We also wrote software which takes things from the internet and creates phrases out of them. Those phrases need to be turned into audio. We use text to speech software on the Pi to do that. Once that is done the audio is then played. The scheduler generates the bulletins every fifteen minutes.
Dan The genetic algorithm and the creation of bulletins initially felt complicated, but it also felt justified. Russell had a very vague idea of what he wanted to explore; we had to figure out what that meant.
We settled on the idea of it being like top of the hour news, weather, sport, traffic, but personalised. Or maybe a little bit like BERG’s Little Printer, but instead of paper it’s audio based. We settled on the idea of having lots of different types of things it could say. We weren't sure which kinds Russell would be into and which things he wouldn't be into.
Nat Turns out, we totally misjudged how much Russell was into cricket.
Dan Right! But we’d made a thing that would learn what he liked, instead of having to figure out what he liked ourselves.
Nat Let the AI handle the difficult thing. The future of design is automation!
What’s also interesting is that the algorithm only lives on the device.

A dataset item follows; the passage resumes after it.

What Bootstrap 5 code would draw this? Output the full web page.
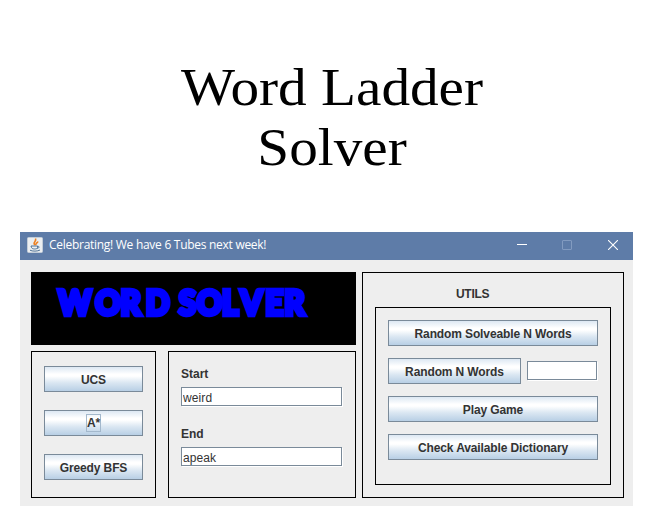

It doesn’t communicate with a central service somewhere in the cloud. It doesn’t talk to our servers, and it doesn’t learn from Russell and apply it to other people. It’s really all about Russell, without us having any insight into how the algorithm is performing or how it’s learning, or anything really about it’s continuing existence.
Dan Right, it’s... how did Justin Pickard describe it? “Small batch monogamous AI”? It’s a different model to Siri or Alexa. It’s not like that bit in Her, where the protagonist realises the AI he’s chatting to is also having thousands of other conversations at the same time. It’s all in the box.
Nat If anything were to happen to the box, like the SD card got corrupted, or there was a flood or anything like that then the AI’s progress will be lost forever, like tears in rain.
Dan It’s meant to be an iterative object. There are a lot of things we’d like to do, tweak and polish, but the important thing is to get it into Russell’s hands as early as possible, and see what it’s like for him when he’s using it in his everyday life.
Perhaps other people could tweak it and build on it. Russell is adding new functionality to it, which is quite nice.